By Virgil Benyayer
Artificial intelligence is often presented as an optimization technology. Automating CV sorting, generating marketing content, pre-qualifying leads: these are just some of the use cases already deployed in companies.
But behind these optimizations lies a deeper reality: AI isn’t just transforming tools, it’s changing the way roles are defined.
For a salesperson, recruiter or analyst, AI doesn’t replace the function, but it does force us to ask ourselves:
what is my real contribution?
what part of my role can’t be replaced by an algorithm?
As one executive summed it up:
“We need to focus on creating value, not cutting costs.
In this sense, AI refocuses the focus on what humans alone can provide: creativity, arbitration, meaning, inspiration.
As tools evolve, so do management practices.

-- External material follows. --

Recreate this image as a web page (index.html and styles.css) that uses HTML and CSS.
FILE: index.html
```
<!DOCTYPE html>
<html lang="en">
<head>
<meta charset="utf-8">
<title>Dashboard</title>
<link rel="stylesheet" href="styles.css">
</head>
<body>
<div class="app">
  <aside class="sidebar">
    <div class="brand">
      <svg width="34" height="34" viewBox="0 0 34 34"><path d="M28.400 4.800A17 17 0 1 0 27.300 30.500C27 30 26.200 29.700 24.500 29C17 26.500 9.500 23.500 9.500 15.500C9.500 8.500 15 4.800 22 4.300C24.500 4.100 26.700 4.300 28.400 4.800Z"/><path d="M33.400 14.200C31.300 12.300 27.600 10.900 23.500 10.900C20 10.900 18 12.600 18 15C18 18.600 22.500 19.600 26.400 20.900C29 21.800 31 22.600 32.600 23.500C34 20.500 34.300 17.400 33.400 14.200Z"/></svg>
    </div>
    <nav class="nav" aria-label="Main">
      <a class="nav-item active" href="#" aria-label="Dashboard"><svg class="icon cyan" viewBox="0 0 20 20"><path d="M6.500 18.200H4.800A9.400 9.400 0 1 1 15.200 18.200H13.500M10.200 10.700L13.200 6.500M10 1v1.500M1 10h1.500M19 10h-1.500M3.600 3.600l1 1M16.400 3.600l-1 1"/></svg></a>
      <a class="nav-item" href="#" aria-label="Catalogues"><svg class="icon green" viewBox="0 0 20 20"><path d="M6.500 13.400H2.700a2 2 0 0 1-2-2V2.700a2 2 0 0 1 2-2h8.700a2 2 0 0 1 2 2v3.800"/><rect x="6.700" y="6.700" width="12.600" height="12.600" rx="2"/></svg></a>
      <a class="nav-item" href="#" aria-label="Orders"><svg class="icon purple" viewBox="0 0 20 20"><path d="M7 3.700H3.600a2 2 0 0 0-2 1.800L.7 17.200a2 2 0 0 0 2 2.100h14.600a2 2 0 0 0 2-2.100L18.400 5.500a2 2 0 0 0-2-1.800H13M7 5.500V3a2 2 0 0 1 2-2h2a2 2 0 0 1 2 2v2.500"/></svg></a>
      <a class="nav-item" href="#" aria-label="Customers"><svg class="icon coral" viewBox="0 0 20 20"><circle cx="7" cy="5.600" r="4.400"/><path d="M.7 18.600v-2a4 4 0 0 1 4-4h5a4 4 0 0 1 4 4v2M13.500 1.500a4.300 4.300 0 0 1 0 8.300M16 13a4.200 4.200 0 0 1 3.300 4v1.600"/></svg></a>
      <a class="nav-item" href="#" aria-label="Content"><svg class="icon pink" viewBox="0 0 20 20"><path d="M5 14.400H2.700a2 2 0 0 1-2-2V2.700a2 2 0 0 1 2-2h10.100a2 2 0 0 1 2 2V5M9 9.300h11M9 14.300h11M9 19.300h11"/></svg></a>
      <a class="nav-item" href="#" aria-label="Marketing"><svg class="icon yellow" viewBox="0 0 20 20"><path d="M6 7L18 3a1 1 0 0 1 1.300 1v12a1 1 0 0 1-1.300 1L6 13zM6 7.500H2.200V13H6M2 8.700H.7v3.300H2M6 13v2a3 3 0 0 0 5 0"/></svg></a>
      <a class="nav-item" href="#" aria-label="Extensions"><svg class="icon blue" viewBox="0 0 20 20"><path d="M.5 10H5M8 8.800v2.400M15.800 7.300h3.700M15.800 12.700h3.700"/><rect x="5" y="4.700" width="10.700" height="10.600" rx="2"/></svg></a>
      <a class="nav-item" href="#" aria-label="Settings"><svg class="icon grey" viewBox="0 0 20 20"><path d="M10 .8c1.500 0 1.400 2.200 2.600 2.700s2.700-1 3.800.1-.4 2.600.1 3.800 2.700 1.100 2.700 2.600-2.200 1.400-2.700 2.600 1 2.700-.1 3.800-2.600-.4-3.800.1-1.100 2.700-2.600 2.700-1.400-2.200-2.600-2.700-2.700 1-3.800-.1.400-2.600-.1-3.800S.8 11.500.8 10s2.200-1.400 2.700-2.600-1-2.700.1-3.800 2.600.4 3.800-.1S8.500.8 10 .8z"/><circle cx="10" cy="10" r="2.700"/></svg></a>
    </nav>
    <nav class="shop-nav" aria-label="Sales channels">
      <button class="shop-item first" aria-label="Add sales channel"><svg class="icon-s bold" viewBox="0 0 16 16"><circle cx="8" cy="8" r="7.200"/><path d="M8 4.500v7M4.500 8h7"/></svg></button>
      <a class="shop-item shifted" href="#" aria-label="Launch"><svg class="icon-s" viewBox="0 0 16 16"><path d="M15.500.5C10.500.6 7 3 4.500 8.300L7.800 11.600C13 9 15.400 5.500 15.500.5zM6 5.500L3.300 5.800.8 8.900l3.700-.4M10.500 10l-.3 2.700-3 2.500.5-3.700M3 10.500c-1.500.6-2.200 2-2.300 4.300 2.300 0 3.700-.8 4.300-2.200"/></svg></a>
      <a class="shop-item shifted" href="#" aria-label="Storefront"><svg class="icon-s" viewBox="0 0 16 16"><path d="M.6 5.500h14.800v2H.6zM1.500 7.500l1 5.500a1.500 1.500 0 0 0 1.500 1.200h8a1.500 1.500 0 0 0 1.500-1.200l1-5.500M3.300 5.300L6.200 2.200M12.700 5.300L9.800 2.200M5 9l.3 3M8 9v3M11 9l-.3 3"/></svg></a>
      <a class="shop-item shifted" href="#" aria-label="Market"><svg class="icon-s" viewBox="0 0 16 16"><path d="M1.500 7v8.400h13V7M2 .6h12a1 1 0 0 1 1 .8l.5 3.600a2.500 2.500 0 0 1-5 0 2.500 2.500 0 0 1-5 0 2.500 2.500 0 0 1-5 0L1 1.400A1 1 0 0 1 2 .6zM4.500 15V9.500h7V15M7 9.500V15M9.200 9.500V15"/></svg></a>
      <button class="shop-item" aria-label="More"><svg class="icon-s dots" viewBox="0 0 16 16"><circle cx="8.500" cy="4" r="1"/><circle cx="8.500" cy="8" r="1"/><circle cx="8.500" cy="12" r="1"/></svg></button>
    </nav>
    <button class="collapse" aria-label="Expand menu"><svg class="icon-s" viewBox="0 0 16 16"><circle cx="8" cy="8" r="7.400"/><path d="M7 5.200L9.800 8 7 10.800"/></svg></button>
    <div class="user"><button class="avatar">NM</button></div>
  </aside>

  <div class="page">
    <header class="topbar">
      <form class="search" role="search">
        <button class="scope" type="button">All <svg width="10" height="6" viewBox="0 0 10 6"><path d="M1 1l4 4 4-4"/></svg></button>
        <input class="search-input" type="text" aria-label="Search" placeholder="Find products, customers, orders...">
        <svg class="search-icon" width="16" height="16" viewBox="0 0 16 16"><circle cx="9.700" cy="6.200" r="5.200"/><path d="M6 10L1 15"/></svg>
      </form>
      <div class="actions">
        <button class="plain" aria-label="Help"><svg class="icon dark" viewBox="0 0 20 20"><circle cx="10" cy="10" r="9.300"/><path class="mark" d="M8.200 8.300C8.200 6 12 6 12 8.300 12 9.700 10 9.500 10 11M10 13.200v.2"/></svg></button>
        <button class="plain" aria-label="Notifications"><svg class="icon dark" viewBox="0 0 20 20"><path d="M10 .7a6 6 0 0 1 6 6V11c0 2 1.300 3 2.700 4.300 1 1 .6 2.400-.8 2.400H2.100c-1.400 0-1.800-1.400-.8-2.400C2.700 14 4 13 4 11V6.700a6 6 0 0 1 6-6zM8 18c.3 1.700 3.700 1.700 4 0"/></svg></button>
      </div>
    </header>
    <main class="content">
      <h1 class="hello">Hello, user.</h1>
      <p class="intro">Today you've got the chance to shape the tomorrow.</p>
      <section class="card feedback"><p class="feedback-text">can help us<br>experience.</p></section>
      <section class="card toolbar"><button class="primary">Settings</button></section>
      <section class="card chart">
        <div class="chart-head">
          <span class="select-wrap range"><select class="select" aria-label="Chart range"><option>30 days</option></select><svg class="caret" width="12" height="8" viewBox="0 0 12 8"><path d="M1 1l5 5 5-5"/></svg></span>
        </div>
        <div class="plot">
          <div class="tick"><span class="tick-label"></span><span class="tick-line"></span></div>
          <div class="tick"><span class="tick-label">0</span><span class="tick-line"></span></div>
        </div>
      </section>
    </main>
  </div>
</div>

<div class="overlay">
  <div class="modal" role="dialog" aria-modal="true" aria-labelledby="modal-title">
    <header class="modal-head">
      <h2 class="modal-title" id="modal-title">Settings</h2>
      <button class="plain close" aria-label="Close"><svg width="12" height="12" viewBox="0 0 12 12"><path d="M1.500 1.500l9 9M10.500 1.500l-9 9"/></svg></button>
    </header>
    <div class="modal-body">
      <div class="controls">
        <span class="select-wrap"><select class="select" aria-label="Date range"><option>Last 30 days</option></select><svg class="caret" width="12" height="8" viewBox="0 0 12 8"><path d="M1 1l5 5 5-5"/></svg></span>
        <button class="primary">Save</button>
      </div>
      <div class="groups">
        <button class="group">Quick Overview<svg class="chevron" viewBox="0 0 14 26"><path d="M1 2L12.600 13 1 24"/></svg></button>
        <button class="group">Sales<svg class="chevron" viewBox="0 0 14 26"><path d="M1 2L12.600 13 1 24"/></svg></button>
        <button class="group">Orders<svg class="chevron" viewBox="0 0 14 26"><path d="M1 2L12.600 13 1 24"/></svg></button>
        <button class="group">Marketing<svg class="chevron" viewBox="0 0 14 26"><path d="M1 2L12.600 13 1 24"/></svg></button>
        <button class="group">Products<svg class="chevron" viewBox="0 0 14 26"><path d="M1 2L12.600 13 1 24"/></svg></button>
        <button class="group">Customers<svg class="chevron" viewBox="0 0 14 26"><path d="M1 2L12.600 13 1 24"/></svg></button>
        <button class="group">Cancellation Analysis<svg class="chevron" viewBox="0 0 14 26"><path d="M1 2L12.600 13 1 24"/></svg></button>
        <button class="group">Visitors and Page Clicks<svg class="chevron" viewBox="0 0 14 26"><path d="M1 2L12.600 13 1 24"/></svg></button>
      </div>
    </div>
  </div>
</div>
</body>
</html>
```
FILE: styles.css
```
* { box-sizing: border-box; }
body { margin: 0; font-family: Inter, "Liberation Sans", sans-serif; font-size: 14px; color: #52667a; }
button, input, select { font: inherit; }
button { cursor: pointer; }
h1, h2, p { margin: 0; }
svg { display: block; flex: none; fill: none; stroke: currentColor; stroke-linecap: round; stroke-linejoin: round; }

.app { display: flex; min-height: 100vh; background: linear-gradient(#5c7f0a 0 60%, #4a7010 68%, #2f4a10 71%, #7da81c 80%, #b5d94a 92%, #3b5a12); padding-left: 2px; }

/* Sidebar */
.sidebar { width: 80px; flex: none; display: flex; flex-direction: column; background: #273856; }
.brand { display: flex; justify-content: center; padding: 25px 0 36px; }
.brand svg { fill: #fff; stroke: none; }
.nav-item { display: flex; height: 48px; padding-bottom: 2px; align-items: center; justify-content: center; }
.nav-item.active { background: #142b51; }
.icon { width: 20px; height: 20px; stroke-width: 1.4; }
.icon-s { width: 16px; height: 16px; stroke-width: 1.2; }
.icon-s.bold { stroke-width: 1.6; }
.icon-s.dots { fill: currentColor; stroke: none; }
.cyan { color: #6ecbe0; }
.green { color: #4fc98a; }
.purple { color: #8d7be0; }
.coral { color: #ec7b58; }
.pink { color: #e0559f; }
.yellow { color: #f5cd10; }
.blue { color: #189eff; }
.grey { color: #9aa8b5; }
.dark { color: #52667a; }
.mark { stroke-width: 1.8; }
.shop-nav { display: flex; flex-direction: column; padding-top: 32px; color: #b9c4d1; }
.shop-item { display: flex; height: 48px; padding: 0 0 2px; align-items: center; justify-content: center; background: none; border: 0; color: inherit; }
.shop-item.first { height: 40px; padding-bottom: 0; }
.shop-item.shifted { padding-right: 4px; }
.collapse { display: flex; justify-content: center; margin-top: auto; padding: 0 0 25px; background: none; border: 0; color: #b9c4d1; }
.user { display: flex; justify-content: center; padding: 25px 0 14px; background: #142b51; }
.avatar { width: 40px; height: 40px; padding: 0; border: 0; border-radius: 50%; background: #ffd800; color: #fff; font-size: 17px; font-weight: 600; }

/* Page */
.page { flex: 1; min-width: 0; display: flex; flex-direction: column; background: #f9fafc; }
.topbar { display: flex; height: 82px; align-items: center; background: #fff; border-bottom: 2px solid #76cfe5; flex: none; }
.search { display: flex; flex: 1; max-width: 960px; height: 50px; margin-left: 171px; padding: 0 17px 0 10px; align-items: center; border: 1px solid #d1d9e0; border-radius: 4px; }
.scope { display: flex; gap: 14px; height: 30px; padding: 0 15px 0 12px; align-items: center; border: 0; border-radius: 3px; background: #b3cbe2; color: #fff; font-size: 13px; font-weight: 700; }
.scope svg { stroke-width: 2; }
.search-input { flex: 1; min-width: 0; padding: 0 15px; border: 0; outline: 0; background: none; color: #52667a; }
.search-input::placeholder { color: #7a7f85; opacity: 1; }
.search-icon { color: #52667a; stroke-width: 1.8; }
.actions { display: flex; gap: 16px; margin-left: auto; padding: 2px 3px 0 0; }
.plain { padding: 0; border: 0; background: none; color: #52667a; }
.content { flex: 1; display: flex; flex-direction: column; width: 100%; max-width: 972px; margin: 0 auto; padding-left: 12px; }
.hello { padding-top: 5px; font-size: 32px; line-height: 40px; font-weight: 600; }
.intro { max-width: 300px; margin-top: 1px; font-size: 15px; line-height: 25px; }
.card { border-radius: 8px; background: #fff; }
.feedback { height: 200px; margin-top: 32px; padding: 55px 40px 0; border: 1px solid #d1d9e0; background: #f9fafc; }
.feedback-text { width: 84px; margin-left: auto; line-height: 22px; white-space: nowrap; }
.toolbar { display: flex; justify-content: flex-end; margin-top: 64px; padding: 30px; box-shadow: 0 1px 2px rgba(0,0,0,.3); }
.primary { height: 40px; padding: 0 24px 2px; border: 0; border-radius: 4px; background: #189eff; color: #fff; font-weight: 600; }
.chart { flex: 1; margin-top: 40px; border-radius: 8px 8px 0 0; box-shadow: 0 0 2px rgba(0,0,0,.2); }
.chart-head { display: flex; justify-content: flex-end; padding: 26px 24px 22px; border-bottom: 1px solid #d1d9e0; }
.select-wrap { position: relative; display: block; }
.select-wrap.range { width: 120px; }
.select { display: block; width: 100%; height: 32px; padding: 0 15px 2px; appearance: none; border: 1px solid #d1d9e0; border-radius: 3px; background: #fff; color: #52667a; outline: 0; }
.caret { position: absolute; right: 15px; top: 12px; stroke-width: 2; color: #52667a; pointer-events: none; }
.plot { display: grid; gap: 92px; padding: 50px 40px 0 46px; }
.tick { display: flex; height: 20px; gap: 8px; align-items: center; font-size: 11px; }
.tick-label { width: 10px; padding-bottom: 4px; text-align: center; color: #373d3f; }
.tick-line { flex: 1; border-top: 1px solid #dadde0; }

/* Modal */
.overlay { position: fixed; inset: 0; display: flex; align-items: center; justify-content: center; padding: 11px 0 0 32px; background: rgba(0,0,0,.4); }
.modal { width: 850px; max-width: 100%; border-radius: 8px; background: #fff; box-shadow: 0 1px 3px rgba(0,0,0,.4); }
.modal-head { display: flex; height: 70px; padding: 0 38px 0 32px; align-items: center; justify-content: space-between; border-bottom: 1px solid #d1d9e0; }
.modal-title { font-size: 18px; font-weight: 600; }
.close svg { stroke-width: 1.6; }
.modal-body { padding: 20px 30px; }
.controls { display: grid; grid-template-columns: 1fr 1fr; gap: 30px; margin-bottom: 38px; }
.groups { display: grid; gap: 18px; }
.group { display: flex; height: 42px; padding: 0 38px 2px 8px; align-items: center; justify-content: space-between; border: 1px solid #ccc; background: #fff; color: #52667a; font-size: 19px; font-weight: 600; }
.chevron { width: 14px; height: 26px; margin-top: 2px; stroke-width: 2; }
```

Management based on control and reporting is becoming obsolete.
Leaders are now expected to do what AI cannot: think, frame and arbitrate.
The manager becomes the architect of meaning: he creates a framework, defines a direction, arbitrates priorities.
The specialists interviewed insist: AI must not be delegated to an isolated expert. All too often, AI projects are entrusted to brilliant technicians who are out of touch with business and cultural issues. The result: no overall impact.
Conversely, executives who explore AI for themselves, who test, who are amazed, discover real opportunities for transformation.
In the face of these upheavals, generic AI training is not enough.
Learning how to use ChatGPT or Midjourney is useful, but not enough. Companies now expect :
an understanding of business use cases,
the ability to identify technical biases and limitations,
a strategic and human reading of the impact of AI.
Knowing when not to use AI becomes a key skill.
One expert summed it up:
“General training is useful for understanding the language of AI, but it must lead to specialization by use case and purpose”.
According to the model popularized by BCG:
10% of investments should be in algorithms,
20% data and technology quality,
70% human skills, processes and cultural transformation.
The crux of the matter is not technical performance, but the ability to develop human talent capable of integrating AI into strategic vision.
Artificial intelligence is not just a tool. It acts as a revealer:
it exposes the flaws in existing roles,
it forces managers to redefine their posture,
it requires targeted, pragmatic skills upgrading.